PS.ED.9 Understand the differences among various kinds of studies and which types of inferences can legitimately be drawn from each.

PROBABILITY

PS.P.1 Understand and use the addition rule to calculate probabilities for mutually exclusive and nonmutually exclusive events.
PS.P.2 Understand and use the multiplication rule to calculate probabilities for independent and dependent events. Understand that two events A and B are independent if the probability of A and B occurring together is the product of their probabilities, and use this characterization to determine if they are independent.
PS.P.3 Understand the multiplication counting principle, permutations, and combinations; use them to solve real-world problems. Use simulations with and without technology to solve counting and probability problems.
PS.P.4 Calculate the probabilities of complementary events.
PS.P.5 Calculate the expected value of a random variable; interpret it as the mean of the probability distribution.
PS.P.6 Analyze decisions and strategies using probability concepts. Analyze probabilities to interpret odds and risk of events.

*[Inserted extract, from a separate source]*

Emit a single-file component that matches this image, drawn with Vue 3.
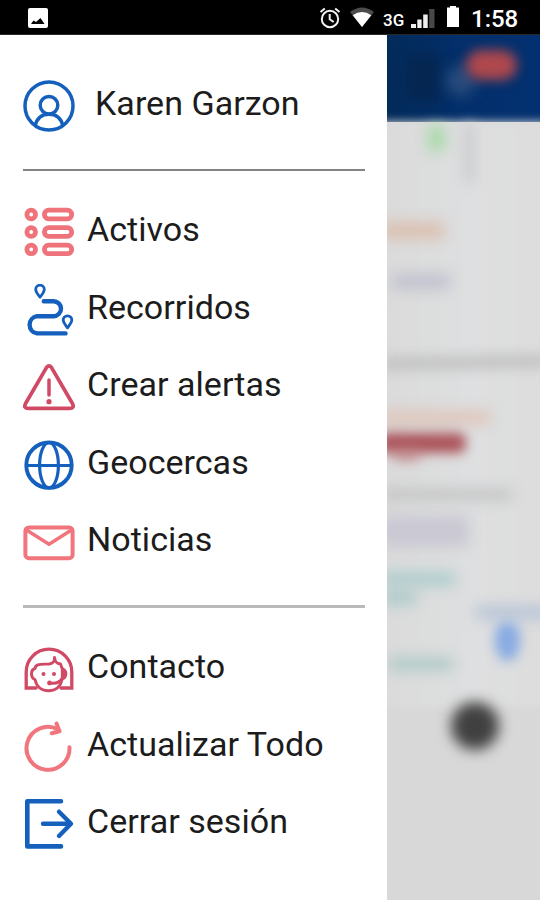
<script setup>
const primary = [
  { label: 'Activos', icon: 'list' },
  { label: 'Recorridos', icon: 'route' },
  { label: 'Crear alertas', icon: 'alert' },
  { label: 'Geocercas', icon: 'globe' },
  { label: 'Noticias', icon: 'mail' },
]
const secondary = [
  { label: 'Contacto', icon: 'agent' },
  { label: 'Actualizar Todo', icon: 'refresh' },
  { label: 'Cerrar sesión', icon: 'logout' },
]
const groups = [primary, secondary]
</script>

<template>
  <div class="screen">
    <header class="status">
      <svg class="picture" viewBox="0 0 20 20"><rect width="20" height="20" rx="2" fill="#fff" /><path d="M3 16 5.500 12.500l2.500 1.500L12.500 10 16.500 16z" fill="#000" /></svg>
      <div class="indicators">
        <svg class="alarm" viewBox="0 0 22 22" fill="none" stroke="#f2f2f2" stroke-width="2"><circle cx="11" cy="12" r="8.2" /><path d="M10.7 7v5.2l4 2.8M1.5 5 5.8 1.5M20.5 5l-4.3-3.5" /></svg>
        <svg class="wifi" viewBox="0 0 24 20"><path d="M12 20 0 5Q12-4 24 5z" fill="#4c4c4c" /><path d="M12 20 2.7 8.3Q12 1.5 21.3 8.3z" fill="#fff" /></svg>
        <span class="network">3G</span>
        <svg class="signal" viewBox="0 0 24 19"><g fill="#eee"><rect y="15" width="5" height="4" /><rect x="6.3" y="10.5" width="4.3" height="8.5" /><rect x="12.2" y="5.5" width="4.5" height="13.5" /></g><rect x="18.2" y="0" width="5.3" height="19" fill="#484848" /></svg>
        <svg class="battery" viewBox="0 0 12 21"><path d="M0 1.500h3V0h6v1.500h3v19.500H0z" fill="#fff" /></svg>
        <span class="clock">1:58</span>
      </div>
    </header>

    <div class="body">
      <nav class="drawer">
        <div class="profile">
          <svg class="icon" viewBox="0 0 52 52" fill="none" stroke="#1560bd" stroke-width="3.5"><circle cx="26" cy="26" r="24" /><circle cx="26" cy="25.3" r="8.8" /><path d="M12.2 45.5C14 38 19 34.2 26 34.2S38 38 39.8 45.5" /></svg>
          <span>Karen Garzon</span>
        </div>

        <ul v-for="(items, index) in groups" :key="index" class="menu">
          <li v-for="item in items" :key="item.label" class="row">
            <svg class="icon" viewBox="0 0 52 52" fill="none" stroke-linecap="round" stroke-linejoin="round">
              <g v-if="item.icon === 'list'" stroke="#ee737b" stroke-width="4.8">
                <template v-for="y in [8.5, 26, 43.4]" :key="y">
                  <circle cx="8.2" :cy="y" r="4.3" />
                  <rect x="21.4" :y="y - 4.3" width="27.3" height="8.6" rx="4.3" />
                </template>
              </g>
              <g v-else-if="item.icon === 'route'" stroke="#1560bd">
                <path d="M20.8 17.2H30.5a7.5 7.5 0 0 1 0 15H14a8.7 8.7 0 0 0 0 17.2H42.5" stroke-width="4.4" />
                <path d="M17 13.2C14.5 9.8 12.7 8 12.7 5.5a4.3 4.3 0 0 1 8.6 0C21.3 8 19.5 9.8 17 13.2zM44.5 43.8C42 40.4 40.2 38.6 40.2 36.1a4.3 4.3 0 0 1 8.6 0C48.8 38.6 47 40.4 44.5 43.8z" stroke-width="2.8" />
              </g>
              <g v-else-if="item.icon === 'alert'" stroke="#d04965">
                <path d="M23.6 6.4 2.7 42.3Q0 47.4 5.5 47.4H46.5Q52 47.4 49.3 42.3L28.4 6.4Q26 3.2 23.6 6.4z" stroke-width="3.7" />
                <path d="M26 19v15" stroke-width="3.5" />
                <circle cx="26" cy="40.7" r="2.6" fill="#d04965" stroke="none" />
              </g>
              <g v-else-if="item.icon === 'globe'" stroke="#1560bd" stroke-width="3.9">
                <circle cx="26" cy="26.2" r="22.7" /><ellipse cx="26" cy="26.2" rx="9.4" ry="22.7" stroke-width="3.2" /><path d="M3.5 26.5h45" stroke-width="3.2" stroke-linecap="butt" />
              </g>
              <g v-else-if="item.icon === 'mail'" stroke="#f0757c" stroke-width="4">
                <rect x="2.4" y="11.5" width="47.2" height="30.7" rx="3.5" /><path d="M3.5 14 26 28.2 48.5 14" stroke-width="3.4" />
              </g>
              <g v-else-if="item.icon === 'agent'" stroke="#d04965" stroke-width="3.3" stroke-linejoin="miter">
                <path d="M13 45H3.2V29a22.800 22.800 0 0 1 45.600 0v16H38" />
                <path d="M12 25.500Q8.500 26.500 8.500 31 8.500 35 12 36.500C13.500 43.500 18 47.700 25.500 47.700S37.500 43.500 39 36.500M12 25.500C12.500 20.500 18 21.500 26 21 31 20.500 31.500 18 31.500 14.500 32 19 33.500 20.500 37.500 21L39.300 26V35Q36 41.500 27 40" stroke-width="2.900" stroke-linejoin="round" />
                <path d="M38.500 24Q44.300 25.500 44.300 31T38.500 37.500z" fill="#d04965" stroke="none" />
                <g fill="#d04965" stroke="none"><circle cx="20.500" cy="31" r="2" /><circle cx="31" cy="31" r="2" /><circle cx="26.500" cy="40" r="2.400" /></g>
              </g>
              <g v-else-if="item.icon === 'refresh'" stroke="#f0757c" stroke-width="4">
                <path d="M46.5 26.2A21.5 21.5 0 1 1 34.5 8" />
                <path d="M33.5 2.500 36.500 10.200 28.800 12.300" />
              </g>
              <g v-else stroke="#1560bd" stroke-width="4.6">
                <path d="M38 3.200H4.300V48.400H38" /><path d="M20 25.800H47M36 13.700 48 25.800 36 38" stroke-width="4.400" />
              </g>
            </svg>
            <span>{{ item.label }}</span>
          </li>
        </ul>
      </nav>

      <main class="backdrop">
        <div class="appbar"></div>
        <div class="sheet"></div>
        <i class="smear shade"></i><i class="smear bell"></i><i class="smear badge"></i>
        <i class="smear green"></i><i class="smear pole"></i>
        <i class="smear peach-a"></i><i class="smear lilac-a"></i><i class="smear road-a"></i>
        <i class="smear peach-b"></i><i class="smear brand"></i><i class="smear brand-tail"></i><i class="smear road-b"></i>
        <i class="smear lilac-b"></i><i class="smear teal-a"></i><i class="smear teal-b"></i><i class="smear teal-c"></i>
        <i class="smear caption"></i><i class="smear marker"></i><i class="smear fab"></i>
      </main>
    </div>
  </div>
</template>

<style>
body { margin: 0; }
</style>

<style scoped>
.screen { width: 540px; height: 900px; display: flex; flex-direction: column; overflow: hidden; background: #fff; font-family: Roboto, sans-serif; }
.status { height: 35px; flex: none; box-sizing: border-box; background: #000; border-bottom: 1px solid #292929; display: flex; align-items: center; justify-content: space-between; padding: 0 22px 0 28px; color: #fff; }
.picture { width: 20px; height: 20px; margin-top: 2px; }
.indicators { display: flex; align-items: center; height: 35px; }
.alarm { width: 22px; height: 22px; margin-right: 9px; margin-top: 2px; }
.wifi { width: 24px; height: 20px; margin-right: 9px; }
.network { width: 28px; font-size: 17px; font-weight: 500; line-height: 20px; margin-top: 6px; }
.signal { width: 24px; height: 19px; margin-right: 12px; margin-top: 3px; }
.battery { width: 12px; height: 21px; margin-right: 12px; margin-top: -1px; }
.clock { width: 47px; font-size: 24px; font-weight: 500; line-height: 28px; margin-top: 4px; white-space: nowrap; }
.body { flex: 1; display: flex; min-height: 0; }
.drawer { width: 387px; flex: none; box-sizing: border-box; padding: 0 22.5px 0 23px; background: #fff; color: #1c1c1c; font-size: 34px; line-height: 40px; letter-spacing: .03px; }
.profile { height: 134px; display: flex; box-sizing: border-box; padding-top: 44.5px; gap: 20px; white-space: nowrap; }
.profile span { margin-top: 3px; }
.icon { width: 52px; height: 52px; flex: none; display: block; }
.menu { list-style: none; margin: 0; padding: 22.2px 0 24px; border-top: 2px solid #838383; }
.menu + .menu { border-top: 3px solid #b9b9b9; padding-top: 22px; }
.row { height: 77.6px; display: flex; align-items: center; gap: 12px; white-space: nowrap; }
.row span { margin-top: -6px; }
.backdrop { position: relative; flex: 1; overflow: hidden; background: #d8d8d8; }
.appbar { height: 87px; background: linear-gradient(90deg, #032b5a, #032f6b 50%, #033070); }
.sheet { height: 585px; margin: 0 -20px; background: linear-gradient(90deg, #dadada, #dedfe0 55%, #dcdcdc); filter: blur(5px); }
.smear { position: absolute; display: block; filter: blur(7px); }
.shade { left: 20px; top: 20px; width: 32px; height: 46px; background: #052650; }
.bell { left: 59px; top: 30px; width: 30px; height: 31px; border-radius: 50%; background: #294c7d; }
.badge { left: 79px; top: 15px; width: 51px; height: 30px; border-radius: 15px; background: #ae484d; filter: blur(6px); }
.green { left: 41px; top: 91px; width: 17px; height: 25px; background: #a8d9a8; }
.pole { left: 78px; top: 89px; width: 9px; height: 58px; background: #c6c7ca; }
.peach-a { left: -5px; top: 187px; width: 62px; height: 17px; background: #dbc0b1; }
.lilac-a { left: 5px; top: 239px; width: 58px; height: 15px; background: #c0c1ce; }
.road-a { left: -5px; top: 322px; width: 166px; height: 11px; background: #bbbcbc; transform: rotate(-1deg); }
.peach-b { left: -5px; top: 376px; width: 108px; height: 13px; background: #dfc4b8; }
.brand { left: -8px; top: 398px; width: 87px; height: 20px; border-radius: 8px; background: #ab5359; filter: blur(6px); }
.brand-tail { left: 7px; top: 415px; width: 25px; height: 9px; background: #bd7b7e; }
.road-b { left: -5px; top: 454px; width: 130px; height: 11px; background: #c2c3c3; }
.lilac-b { left: -5px; top: 481px; width: 87px; height: 31px; background: #c9c8d3; }
.teal-a { left: -5px; top: 537px; width: 73px; height: 14px; background: #aecdcd; filter: blur(7px); }
.teal-b { left: -5px; top: 554px; width: 34px; height: 16px; background: #b0cbcb; }
.teal-c { left: 2px; top: 622px; width: 64px; height: 14px; background: #b2cbc8; filter: blur(7px); }
.caption { left: 89px; top: 571px; width: 80px; height: 13px; background: #b6c4d6; }
.marker { left: 108px; top: 587px; width: 25px; height: 39px; border-radius: 40% 40% 50% 50%; background: #87abe3; filter: blur(6px); }
.fab { left: 64px; top: 667px; width: 48px; height: 48px; border-radius: 50%; background: #404040; }
</style>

PS.P.7 Define a random variable for a quantity of interest by assigning a numerical value to each event in a sample space; graph the corresponding probability distribution using the same graphical displays as for data distributions.
PS.P.8 Develop a probability distribution for a random variable defined for a sample space in which theoretical probabilities can be calculated; Compute and interpret the expected value of random variables.
PS.P.9 Derive the binomial theorem by combinatorics. Use combinatorial reasoning to solve problems.
PS.P.10 Describe events as subsets of a sample space (the set of outcomes) using characteristics (or categories) of the outcomes, or as unions, intersections, or complements of other events.